To sum it up, I did indeed achieve what I set out to do. After my journey, I felt like I had some understanding of the implications and context of Trumpism.
What does “Trumpism” mean to people in the US? To begin with, I could sense a tremendous feeling of diminishment in the public sector.
Around 300,000 government employees are already being let go, including around 220,000 probationary employees. That is a substantial number for a country with only 2.4 million federal government employees.
The Department of Education is now being outright abolished, joining the previously scrapped USAID. Workers in the fields of aviation safety, nuclear power security inspections, and national parks are being fired en masse.
Ronald Reagan and George Bush were also neoliberals, but these kinds of massive cuts to the administrative state are without precedent in post-World War II US history. It now appears inevitable that the US will see unprecedented reductions in the areas of education, research, and development, too. The painful reality attested to by many of the colleagues I met in the US was one marked by hiring freezes at universities and the full-scale slashing of research budgets.
In addition to its internal reductions, the US is also undergoing a dramatic slimming down of its external hegemony.
Currently, it is going through the steps to shut down Voice of America and Radio Free Asia, which have been key components of the US’ soft power since the Cold War era. The US military had previously been regarded as sacred, but even there, the number of generals is being cut by around 10%. The Central Intelligence Agency, which has never before been targeted for staff cuts, is now gripped by layoff fears.
In terms of foreign policy, Trump appears to be restructuring both the hard power represented by the military and intelligence institutions and the soft power represented by propaganda institutions.
But even as the administrative state’s scale is shrinking, its oppressiveness is multiplying. In a situation straight out of the first Red Scare of 1919-1920, foreign nationals who have vocally supported Palestine in violation of unofficial US national policy are being arrested and expelled.
The policies of preferential treatment for the disadvantaged and reverse discrimination that have developed since the 1960s are now disappearing. Things have reached the point where those who receive research funding from the state face issues if their publications have titles that even mention today’s taboo words such as “inequality” or “minority.”
As the administrative state shrinks, the national borders are also becoming much more closed off. Tariffs are rising on imports, but it has also become more difficult for people to cross borders. Undocumented workers are being mercilessly driven out, and the US government is now moving to impose full or partial bans on US travel for citizens of around 40 countries.
Once considered a nation of immigrants, the US is now transforming into a society that is as anti-immigration as it ever has been.
These policies by Trump can be summed up as at least a partial return to the past. Specifically, it is the past of the pre-1930s United States — the times before the early welfare state represented by the New Deal and before controls on capital.
In those days, the US had the smallest public sector among wealthy countries, and its taxation rate was extremely low.

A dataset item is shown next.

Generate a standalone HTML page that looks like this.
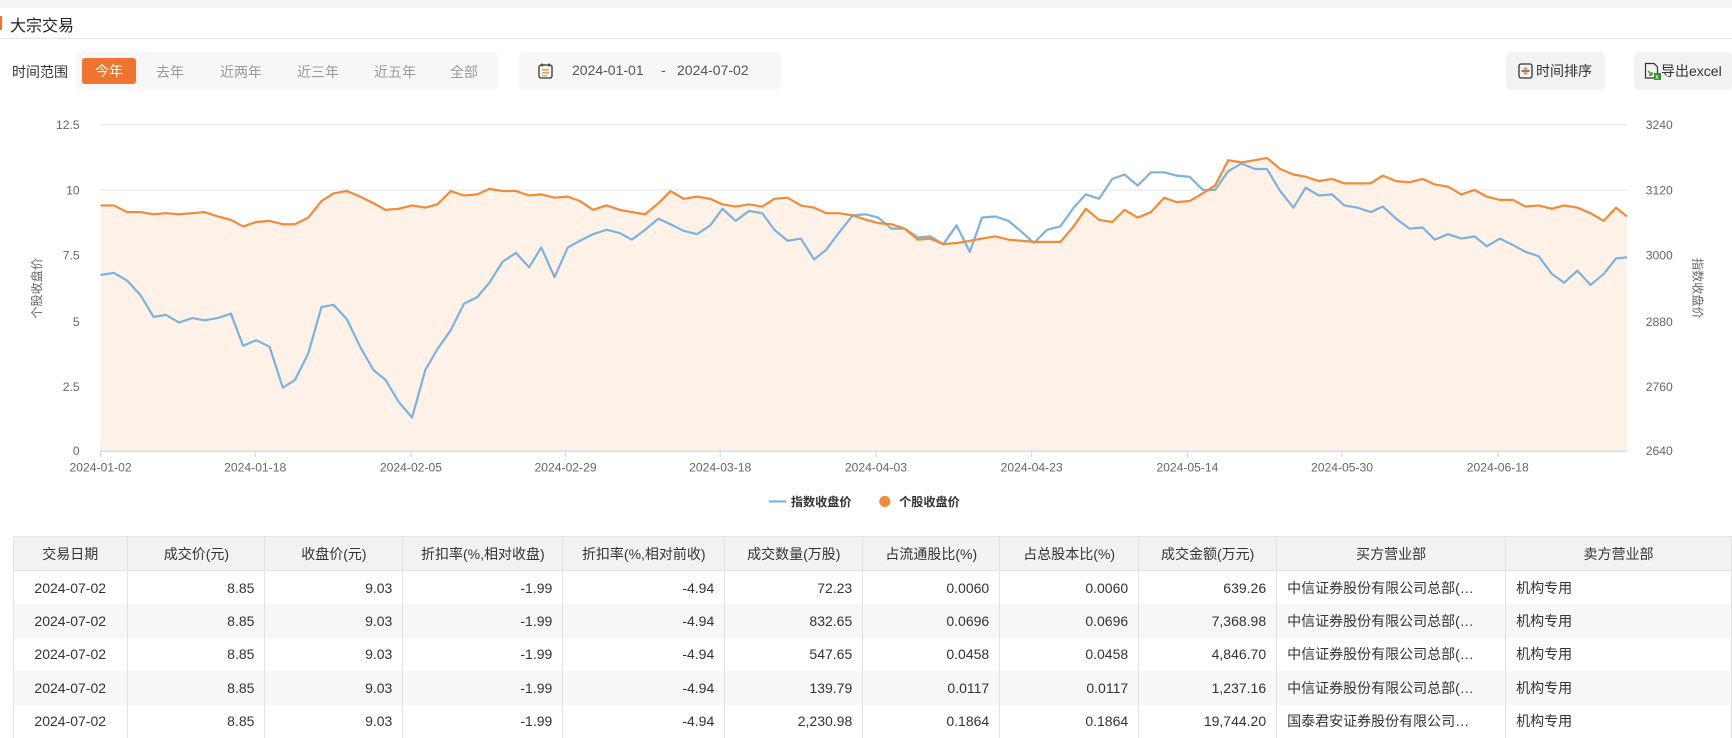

The federal government provided little in the way of support for education or research.
The US of the 1920s was already an economic power, but its foreign policies were for the most part measures to facilitate US trade and investment.
Though it emphasized trade and investment, the US of the 1920s was also a protectionist and isolationist state. The import tariffs imposed in 1922 averaged 40%, while the Immigration Act of 1924 more or less fully banned immigration by Asians and heavily restricted immigration from southeastern Europe.
At the same time, suppression of political opponents was intense. Radical socialists and others were some of the main targets preyed upon by the Justice Department’s Bureau of Investigation, the precursor of today’s FBI.
So how does a partial return to the past provide a practical foundation for US national policy? This is a matter that relates directly to the basic character of the US as a country.
South Korean history has, for most the part, been an era of government dominance over capital. In China and Russia, bureaucratic groups hold absolute dominance over business.
The US represents the diametric opposite: a state that is more accurately defined as a tool for business interests. Ahead of preserving external hegemony, the US’ primary reason for existing as a state is the preservation of profit rates for business.
If it is perceived that US hegemony predicated on open trade is now no longer helpful — or even detrimental — to preserving profit rates for US business interests, US policymakers have the potential to put that hegemonic order under the scalpel of restructuring at any time. Should the call be made that laying off civil servants to stanch fiscal spending and reducing interest payments on government bonds is necessary to maintain the status of the US dollar as a key currency, then the military and CIA could be up on the chopping block as well.
In the end, the US is both attempting to sidestep a profit crisis for capital by returning to the era of small government, protectionism and isolationism as it struggles to keep up with China and other newly industrialized countries in the technological and production race, as well as launching a preemptive strike on radicalization that worsening inequality could well engender by stamping out any and all dissent.
Trump is angling to return America to its status as a protectionist economy and isolationist society that can be controlled by the white capitalist elite through exclusion. But doing so certainly doesn’t guarantee that the US will be transported back to its heyday. Tariffs will fuel inflation, while the slashing of aid to education and R&D will only hurt America’s ability to compete with China in the long run. Laying off civil servants, especially those who oversee safety, without any plans for what comes next, could make America an even more backward, more dangerous place than it already was.
But even if Trump fails and he and his ilk lose power, it’ll be too late to salvage a world order that orbited around the United States. South Korea should start preparing in earnest for a world without America.